Replacing CD Drive with DVD drive
Keith Clark
keithclark at k-wbookworm.com
Thu May 13 01:41:45 UTC 2010
On Thu, 2010-05-13 at 11:37 +1000, Basil Chupin wrote:
> On 13/05/10 07:10, Keith Clark wrote:
> > On Wed, 2010-05-12 at 15:39 +1000, Basil Chupin wrote:
> >
> >> On 12/05/10 12:10, Keith Clark wrote:
> >>
> >>> I'm trying to replace a CD drive with a DVD drive but I'm not having
> >>> much luck with it.
> >>>
> >>> It (Ubuntu 10.04) does not seem to see the drive, or at least it does
> >>> not auto install it or mount it.
> >>>
> >>> I see no entries in my fstab regarding the drive (or even the old CD
> >>> drive).
> >>>
> >>> I do have a /cdrom directory, and a /media/cdrom directory.
> >>>
> >>> I'm not sure where to go from here.
> >>>
> >>>
> >> There really is no difference between a CDROM and a DVD reader, at least
> >> not nowadays. The CD will read DVDs and vice-versa.
> >>
> >> The unit, just like an HD, has jumpers to configure it as either a
> >> Master or Slave or for Cable Select. How is yours configured? Compare it
> >> to the setting on the CDROM which you are replacing (I know, it means
> >> removing the cover from the box....)
> >>
> >>
> > Yes, jumpers match. The CDROM that is being replaced was on Cable
> > Select. I've set the DVD drive to match.
> >
> >
> >> In /dev you should find some entries as symlinks (@cdrom, eg) which will
> >> point at sr0 or sr1. The first, sr0, will be the CROM and sr1 will be
> >> the DVD burner (assuming that you do have a burner installed).
> >>
> >>
> > In /dev all I have is sr0
> >
> > Here is my /etc/mtab with a disc in the drive:
> >
> > /dev/sda1 / ext3 rw,relatime,errors=remount-ro 0 0
> > proc /proc proc rw 0 0
> > none /sys sysfs rw,noexec,nosuid,nodev 0 0
> > none /sys/fs/fuse/connections fusectl rw 0 0
> > none /sys/kernel/debug debugfs rw 0 0
> > none /sys/kernel/security securityfs rw 0 0
> > none /dev devtmpfs rw,mode=0755 0 0
> > none /dev/pts devpts rw,noexec,nosuid,gid=5,mode=0620 0 0
> > none /dev/shm tmpfs rw,nosuid,nodev 0 0
> > none /var/run tmpfs rw,nosuid,mode=0755 0 0
> > none /var/lock tmpfs rw,noexec,nosuid,nodev 0 0
> > none /lib/init/rw tmpfs rw,nosuid,mode=0755 0 0
> > binfmt_misc /proc/sys/fs/binfmt_misc binfmt_misc rw,noexec,nosuid,nodev
> > 0 0
> > gvfs-fuse-daemon /home/keithclark/.gvfs fuse.gvfs-fuse-daemon
> > rw,nosuid,nodev,user=keithclark 0 0
> >
> > I'm not sure what to try next.
> >
>
> OK, baby steps to start with... :-) .
>
> Does the unit have power - is the power connector inserted properly?

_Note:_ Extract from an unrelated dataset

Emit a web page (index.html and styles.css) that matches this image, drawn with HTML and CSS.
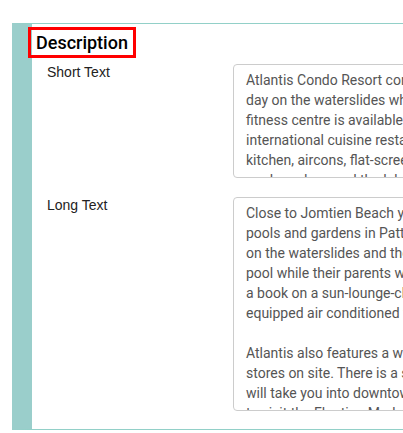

> When booting does the power light on the unit come on momentarily?
>
Yes
> (When you boot, go into the BIOS and see if the BIOS is recognising the
> unit.)
>
BIOS sees it just fine.
> If it is a new unit then it may need to be connected with an 80-wire
> cable - is the cable the old 40-wire type or the 80-wire type (or is it
> SATA)?
>
> From the above I gather that you only have the one HD and that the ROM
> is therefore the slave to it on the same cable (which plugs into the
> motherboard). Is the HD configured as Cable select or Master? (Cable
> select means the unit becomes either Master or Slave depending where on
> the cable the unit is connected.) *OR* is the HD on its own cable and
> the CD/DVD on a separate cable?
>
DVD drive is master and HD is slave on the same cable.
> Oh, forgot the obvious question: are we dealing here with a desktop or a
> laptop computer?
>
Desktop
> BC
>
> --
> The best defence against logic is ignorance.